Particle number distribution for fluctuation initial conditions with $\lambda =0.01$, 0.1, 1 (top to bottom) at different times including the initial time (gray). The approximate power laws with exponents ${\kappa }_{\mathrm{N}}=5$ and ${\kappa }_{\mathrm{E}}=5/3$ characterize the dual cascade in the respective momentum ranges (dashed gray lines).

Figure 4

Dispersion relation for fluctuation initial conditions with $\lambda =0.01$ at $Qt=1200$ exhibiting an effective mass gap $m$. A fit to the quasiparticle dispersion relation $\sqrt{{\mathbf{p}}^2+m^2}$ is performed in good agreement with the numerical data for $m/Q\approx 0.6$. Additionally, a linear dispersion relation, $\omega =|\mathbf{p}|$, is shown for comparison.

Figure 5

Particle number distribution (left) and inverse slope parameter $\ln (1+1/f)$ (right) for fluctuation initial conditions with $\lambda =10$ at different times including the initial time (solid, gray).
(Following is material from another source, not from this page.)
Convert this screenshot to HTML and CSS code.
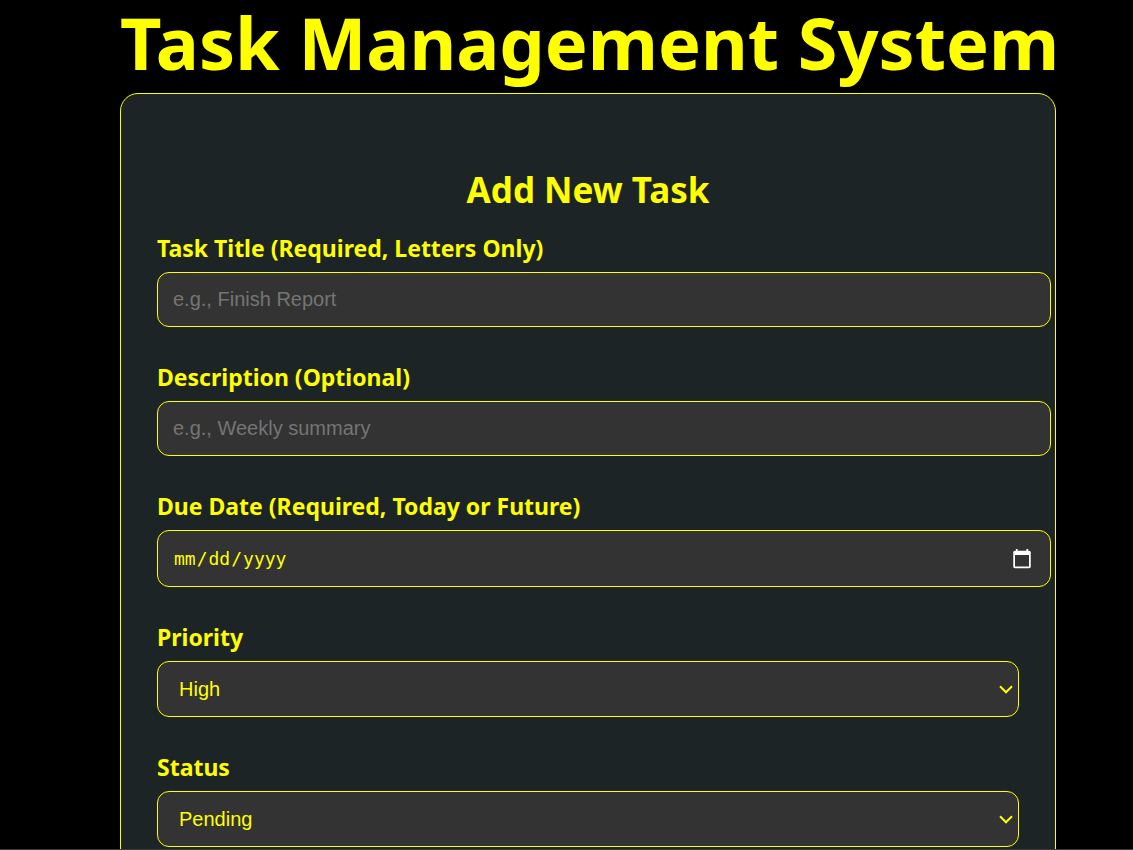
FILE: index.html
```html
<!DOCTYPE html>
<html lang="en-US">
<head>
<meta charset="utf-8">
<title>Task Management System</title>
<link rel="stylesheet" href="styles.css">
</head>
<body>
<main class="page">
  <h1 class="page-title">Task Management System</h1>
  <section class="card">
    <h2 class="card-title">Add New Task</h2>
    <form class="task-form">
      <div class="field">
        <label class="label" for="title">Task Title (Required, Letters Only)</label>
        <input class="input" id="title" type="text" placeholder="e.g., Finish Report">
      </div>
      <div class="field">
        <label class="label" for="description">Description (Optional)</label>
        <input class="input" id="description" type="text" placeholder="e.g., Weekly summary">
      </div>
      <div class="field">
        <label class="label" for="due">Due Date (Required, Today or Future)</label>
        <input class="input input-date" id="due" type="date">
      </div>
      <div class="field">
        <label class="label" for="priority">Priority</label>
        <select class="select" id="priority">
          <option>High</option>
          <option>Medium</option>
          <option>Low</option>
        </select>
      </div>
      <div class="field">
        <label class="label" for="status">Status</label>
        <select class="select" id="status">
          <option>Pending</option>
          <option>Completed</option>
        </select>
      </div>
    </form>
  </section>
</main>
</body>
</html>
```
FILE: styles.css
```css
body {
  margin: 0;
  height: 100vh;
  box-sizing: border-box;
  overflow: hidden;
  background: #000;
  border-bottom: 1px solid #3a3a3a;
  color: #ff0;
  font-family: "Segoe UI", "Noto Sans", sans-serif;
}

.page {
  padding: 0 77px 0 120px;
}

.page-title {
  margin: 0 0 9px;
  font-size: 72px;
  line-height: 84px;
  font-weight: 700;
  text-align: center;
  white-space: nowrap;
}

.card {
  padding: 72px 36px 36px;
  background: #1d2426;
  border: 1px solid #ff0;
  border-radius: 18px;
}

.card-title {
  margin: 0 0 18px;
  font-size: 35px;
  line-height: 48px;
  text-align: center;
}

.task-form {
  display: flex;
  flex-direction: column;
  gap: 34px;
}

.label {
  display: block;
  margin-bottom: 8px;
  font-size: 23px;
  line-height: 32px;
  font-weight: 700;
}

.input,
.select {
  display: block;
  width: 100%;
  margin: 0;
  border: 1px solid #ff0;
  border-radius: 12px;
  background-color: #333;
  color: #ff0;
  font-family: Arial, "Liberation Sans", sans-serif;
  font-size: 20px;
}

.input {
  height: 23px;
  padding: 15px;
}

.input::placeholder {
  color: #757575;
}

.input-date {
  height: 25px;
  font-family: "DejaVu Sans Mono", monospace;
  font-size: 18px;
  color-scheme: dark;
}

.input-date::-webkit-calendar-picker-indicator {
  width: 22px;
  height: 22px;
}

.select {
  box-sizing: border-box;
  height: 56px;
  padding: 0 32px 0 21px;
  appearance: none;
  background-image: url("data:image/svg+xml,%3Csvg xmlns='http://www.w3.org/2000/svg' width='14' height='9'%3E%3Cpath d='M1 1.3l6 6 6-6' fill='none' stroke='%23ff0' stroke-width='2'/%3E%3C/svg%3E");
  background-repeat: no-repeat;
  background-position: right 5px center;
}
```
We observe a power-law behavior for intermediate times and the approach to thermal equilibrium for $Qt\gtrsim 600$. For comparison, the dashed gray line in 5 corresponds to a Bose-Einstein distribution with temperature $T\approx 1.6Q$ and chemical potential $\mu =0$.

Figure 6

Rescaled particle number distribution for fluctuation initial conditions at fixed time for different values of the coupling $\lambda$. In the range $\lambda \lesssim 2$, one observes that all curves collapse onto a single curve to good accuracy. In contrast, for stronger couplings, sizable deviations occur.

Figure 7

The ratio (24) for fluctuation initial conditions with $\lambda =0.01$, 1, 10 (top to bottom). In a perturbative regime, $I_F$ is expected to be dominated by the lowest one-loop contribution ${\mathrm{\Pi }}_F$ such that the ratio (24) is about 1. While at high momenta the ratio approaches unity, in the infrared regime, one observes very strong deviations from 1 for times where the transient inverse particle cascade occurs.

Figure 8

The sum $f(t,|\mathbf{p}|)+1/2$ for $\lambda =10$ at time $Qt=1000$ for the quantum (dashed line) and the classical (solid line) evolution for fluctuation initial conditions. In addition, we show the classical thermal function $T/(\omega (\mathbf{p})-\mu )$ (gray, dotted) for comparison, with parameters as described in the main text. One observes that, in contrast to the quantum evolution, the classical results for $f(t,|\mathbf{p}|)+1/2$ drop below $1/2$ at high momenta, showing the decay of the initial quantum-half.

Figure 9

Longitudinal ($\parallel$, left) and transverse ($\perp$, right) occupation number distributions for macroscopic field initial conditions with $\lambda =0.01$ at different times showing the emergence of a dual cascade picture.

Figure 10

As in Fig. 9, but for $\lambda =1$, for which the system is still showing a dual cascade picture.

Figure 11

As in Fig. 9, but for $\lambda =10$, where strong deviations from the dual cascade picture occur. The longitudinal spectrum approaches thermal equilibrium rather quickly. At the same time, the transverse occupation number distribution exhibits a cascadelike behavior for small momenta, while the ultraviolet already shows signs of thermalization.

Figure 12

Longitudinal ($\parallel$, left) and transverse ($\perp$, right) inverse slope parameters $\ln (1+1/f_{\parallel ,\perp })$ for macroscopic field initial conditions with $\lambda =10$ at different times. We observe the approach to thermal equilibrium. For comparison, the dashed line in each plot corresponds to a Bose-Einstein distribution with temperature $T\approx {\sigma }_0$ and chemical potential $\mu \approx 0.7{\sigma }_0$.

Figure 13

Rescaled longitudinal ($\parallel$, left) and transverse ($\perp$, right) occupation number distributions for macroscopic field initial conditions at fixed time ${\sigma }_{0}t=940$ for different values of the coupling $\lambda$.

Figure 14

Double-logarithmic plot of the time evolution of the envelope ${\varphi }_{\max }(t)$ normalized to its initial value ${\varphi }_0$ for $\lambda =0.01$. In the inset, the oscillating field is displayed. The field amplitude is $\sim t^{-c}$ with $c\approx 0.5$ at intermediate times and with a much smaller exponent of the order of a few percent during the turbulent stages of the evolution at later times.

Figure 15

For $\lambda =1$, the power law of the field amplitude ${\varphi }_{\max }(t)$ is $\sim t^{-c}$ with $c\approx 0.4$ for intermediate times (note the log-lin plot). At later times, an exponential damping with a small rate $\sim {10}^{-4}{\sigma }_0$ is found.

Figure 16

For $\lambda =10$, we observe an exponential decay of the field amplitude ${\varphi }_{\max }(t)$ with a rate of about $\sim {10}^{-3}{\sigma }_0$ (dashed line).

Figure 17

The ratio (24) for macroscopic field initial conditions with $\lambda =10$ for different times.